Cabinet appointments: Democrats will be unable to stop Trump’s appointments, thanks to the hypocritical Republican lapdogs. But Senate Democrats have a duty to expose their self-interest conflicts, their ineptitude, their extraordinary lack of qualifications so that they will be put on notice that their actions will be scrutinized.
“Through cutting-edge reports, social media, newspapers, radio and TV, and much more, we’re going to highlight this rogues’ gallery’s history of law-breaking, how their corporate ties will corrupt policymaking, and how their reactionary views will harm everyday Americans.” says Robert Weissman, President of Public Citizen (citizen.org).

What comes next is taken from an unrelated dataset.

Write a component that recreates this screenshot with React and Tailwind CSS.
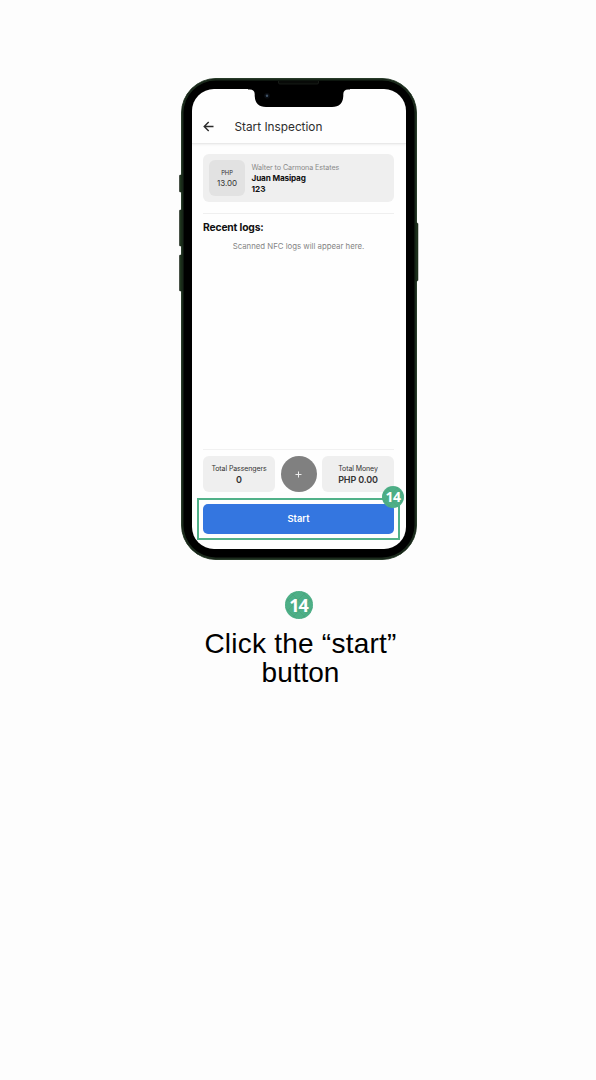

What should Senate, House Democrats do? Oppose with every tool and tactic they can the anti-Democratic principles, including using the Republican tactics against them like the filibuster, holds on nominations, lawsuits, articles of impeachment (though McConnell and Ryan will likely take away the very tools they used to unprecedented degree). That isn’t the same thing as opposing for opposing sake, to make the president fail, as Republicans did even as Obama was trying to keep the country from economic collapse. But Democrats are obligated to fight back where the agenda destroys progress. What Democrats should not do? Try to appeal to the pseudo-populism and the mythical “poor” “underserved” “voiceless” white working class, as if they are the only “real Americans” who matter. And yes, they should sue the Trump Administration just as the Republicans sued Obama over DACA and Obamacare. If Republicans don’t offer any means to compromise or impact policy, Democrats should go nuclear.
Support the Fourth Estate – the journalists who fulfill their function of investigating and being a watchdog on government and powerful interests. Be vigilant in calling out falsehoods, fake news and propaganda. That means that when the economy goes down, unemployment goes up, tens of thousands die without access to health care and Trump and the Republicans blame Obama and the Democrats, that The Media hold them to account. Write letters to the editor, comments online. Alert news media to issues. Defend journalists who are doing their job. Cultivate social media networks to counter the right-wing propaganda machine. The success of the Women’s March to rally support solely through social media shows these networks have taken root.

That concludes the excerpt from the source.